A fluid is not turbulent by default. At low speed through a pipe, water flows in smooth parallel layers — laminar, reversible-looking, almost boring. Crank up the speed and at some critical point the layers break, vortices bloom, and the whole column goes chaotic. The transition is sharp. Osborne Reynolds, in 1883, photographed it with a dye filament and named the dimensionless number that controls it.

For flow in a pipe the critical Reynolds number is around 2300. Below it, any disturbance is damped by viscosity; the flow is stable against perturbations of all wavelengths, and small kicks die away. Above it, at least some wavelengths grow — the linear stability problem has positive eigenvalues — and a small kick is amplified, cascades into larger kicks, and finally saturates as fully developed turbulence. The exact transition is messy. It depends on the inlet geometry, on surface roughness, on the precise kind of perturbation you feed in. Pipes have been seen to stay laminar at Re = 10⁵ in very clean laboratory conditions, and to go turbulent at Re = 1800 if you sneeze near the apparatus.

That messiness is itself the story. Instability is not a binary. It is a family of thresholds, one for each kind of disturbance, with overlapping basins of attraction. The equations do not tell you when turbulence will appear; they tell you which solutions, if they happen, will grow. The Orr-Sommerfeld equation is where the bookkeeping lives, and it is one of the oldest still-open problems in mathematical physics.

Turbulence is not a technicality. Half of practical engineering is working around it.

Every airliner that ever flew is shaped primarily to manage turbulent wakes — the drag coefficient of a well-designed wing is dominated not by skin friction but by how cleanly the boundary layer separates at the trailing edge. Every weather forecast you have ever read is the output of a numerical Navier-Stokes solver struggling to represent eddies below its grid resolution, papering over them with a subgrid turbulence model and accepting the approximation. The climate system is driven by turbulent transport in the ocean and atmosphere; the fine structure of every star is set by turbulent convection in its outer layers; tokamak plasmas fail to confine fusion fuel because turbulence in the magnetic geometry leaks heat across field lines ten times faster than theory says it should. The solar wind arrives at Earth already in the inertial range, its −5/3 spectrum measured by spacecraft, and the magnetic storms that take down our electrical grids are downstream consequences of that cascade.

None of this has a closed-form solution. All of it has a −5/3 slope.

We end Newton's chapter here, one module shy of a full theory, because that is the honest place to end it. Classical mechanics as Newton built it works superbly when you can isolate a few bodies, a handful of forces, and a small number of degrees of freedom. When you cannot — when the degrees of freedom couple across every scale at once — the framework does not so much fail as sigh. It keeps giving correct answers, for any one experiment, but it will not hand you a general theory. Turbulence is the limit case.

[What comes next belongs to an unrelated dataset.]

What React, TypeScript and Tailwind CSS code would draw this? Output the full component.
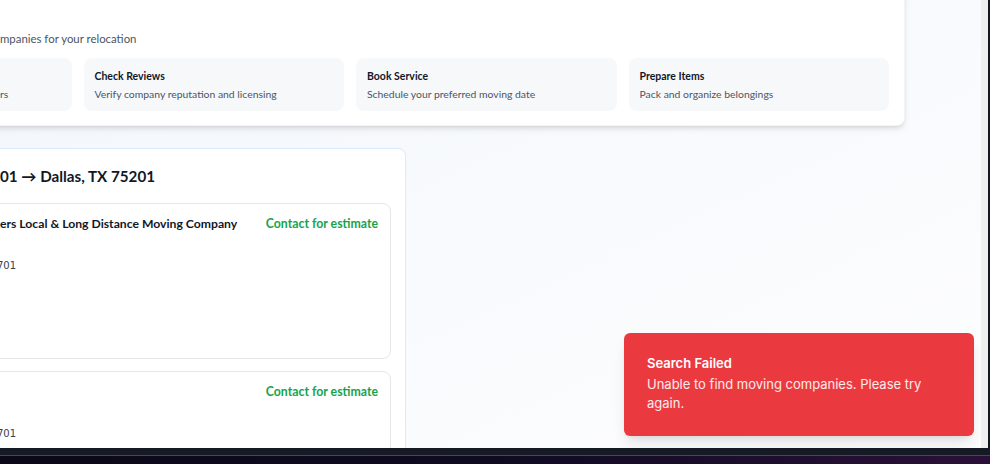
const steps = [
  { title: 'Get Quotes', desc: 'Compare quotes from top movers' },
  { title: 'Check Reviews', desc: 'Verify company reputation and licensing' },
  { title: 'Book Service', desc: 'Schedule your preferred moving date' },
  { title: 'Prepare Items', desc: 'Pack and organize belongings' },
]

// left part of a line sits off screen, the rest starts at the viewport edge
function Clipped({ hidden, shown, width, className }: { hidden: string; shown: string; width: string; className?: string }) {
  return (
    <div className={`flex whitespace-nowrap ${className ?? ''}`}>
      <span className={`${width} shrink-0 flex justify-end overflow-visible`}>
        <span className="shrink-0">{hidden}</span>
      </span>
      <span>{shown}</span>
    </div>
  )
}

function CompanyCard({ name, hiddenName, shownName }: { name?: string; hiddenName?: string; shownName?: string }) {
  return (
    <div className="h-[156px] rounded-lg border border-gray-200 bg-white px-3 pt-[10px]">
      <div className="flex items-start justify-between">
        {shownName ? (
          <Clipped
            hidden={hiddenName ?? ''}
            shown={shownName}
            width="w-[177px]"
            className="text-[12.2px] leading-5 font-bold text-gray-900"
          />
        ) : (
          <div className="text-[12.2px] leading-5 font-bold text-gray-900">{name}</div>
        )}
        <span className="text-[12.3px] leading-5 font-bold text-[#16a34a]">Contact for estimate</span>
      </div>
      <div className="mt-[4px] h-[20px] text-[11px] text-gray-500">★ 4.8</div>
      <Clipped
        hidden="412 Congress Ave, Austin, TX 78"
        shown="701"
        width="w-[174px]"
        className="text-[10px] leading-4 text-gray-700 font-['DejaVu_Sans',sans-serif]"
      />
    </div>
  )
}

export default function App() {
  return (
    <div className="flex h-[464px] w-[990px] flex-col overflow-hidden bg-[#0d0a1f] font-['Lato',sans-serif]">
      <div className="flex h-[448px] shrink-0">
        <main className="relative h-full w-[981px] overflow-hidden bg-gradient-to-br from-[#f2f6fb] via-[#f8fafd] to-[#fdfdfe]">
          <div className="-mt-[20px] -ml-[205px] w-[1110px]">
            <section className="rounded-lg border border-gray-100 bg-white px-[15px] pt-[48px] pb-[14px] shadow-md">
              <Clipped
                hidden="Find and compare trusted co"
                shown="mpanies for your relocation"
                width="w-[189px]"
                className="text-[11.4px] leading-5 text-gray-600"
              />
              <div className="mt-[9px] grid grid-cols-4 gap-3">
                {steps.map((s, i) => (
                  <div key={s.title} className="rounded-lg bg-[#f7f8fa] px-[11px] pt-[10px] pb-[9px]">
                    <div className="text-[10.5px] leading-4 font-bold text-gray-900">{s.title}</div>
                    {i === 0 ? (
                      <Clipped
                        hidden="Compare quotes from top move"
                        shown="rs"
                        width="w-[178px]"
                        className="mt-[2px] text-[10.4px] leading-4 text-gray-600"
                      />
                    ) : (
                      <div className="mt-[2px] text-[10.4px] leading-4 text-gray-600">{s.desc}</div>
                    )}
                  </div>
                ))}
              </div>
            </section>

            <section className="mt-[22px] w-[611px] rounded-lg border border-blue-100 bg-white px-[14px] pt-[15px]">
              <Clipped
                hidden="Moving from Austin, TX 787"
                shown="01 → Dallas, TX 75201"
                width="w-[190px]"
                className="text-[15.2px] leading-6 font-bold text-gray-900"
              />
              <div className="mt-[15px] flex flex-col gap-3">
                <CompanyCard hiddenName="Austin Mov" shownName="ers Local & Long Distance Moving Company" />
                <CompanyCard name="Tex Move" />
              </div>
            </section>
          </div>

          <div className="absolute right-[7px] bottom-[12px] w-[350px] rounded-md bg-[#ea3a40] px-[23px] pt-[21px] pb-[23px] font-['Inter',sans-serif] text-white shadow-lg">
            <div className="text-[13px] leading-[18px] font-semibold">Search Failed</div>
            <div className="mt-[3px] text-[13px] leading-[19px] text-white/90">
              Unable to find moving companies. Please try again.
            </div>
          </div>
        </main>
        <div className="w-[7px] bg-[#efefef]" />
        <div className="w-[2px] bg-[#131722]" />
      </div>
      <div className="h-[7px] bg-[#151a24]" />
      <div className="h-px bg-[#464953]" />
      <div className="flex-1 bg-gradient-to-r from-[#0b0818] via-[#0f0a22] to-[#2a1038]" />
    </div>
  )
}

In the next and final module of Classical Mechanics we pivot. Instead of summing forces and integrating equations of motion, we ask: of all the possible histories a system could have, which one does it actually take? The answer — the principle of least action, the Lagrangian, the Hamiltonian — will look at first like a mathematical curiosity. It is not. It is the form in which Newtonian mechanics generalises to fields, to quantum mechanics, to every modern theory that came after. Newton's mechanics is the local picture. Lagrange's is the global one. We need both.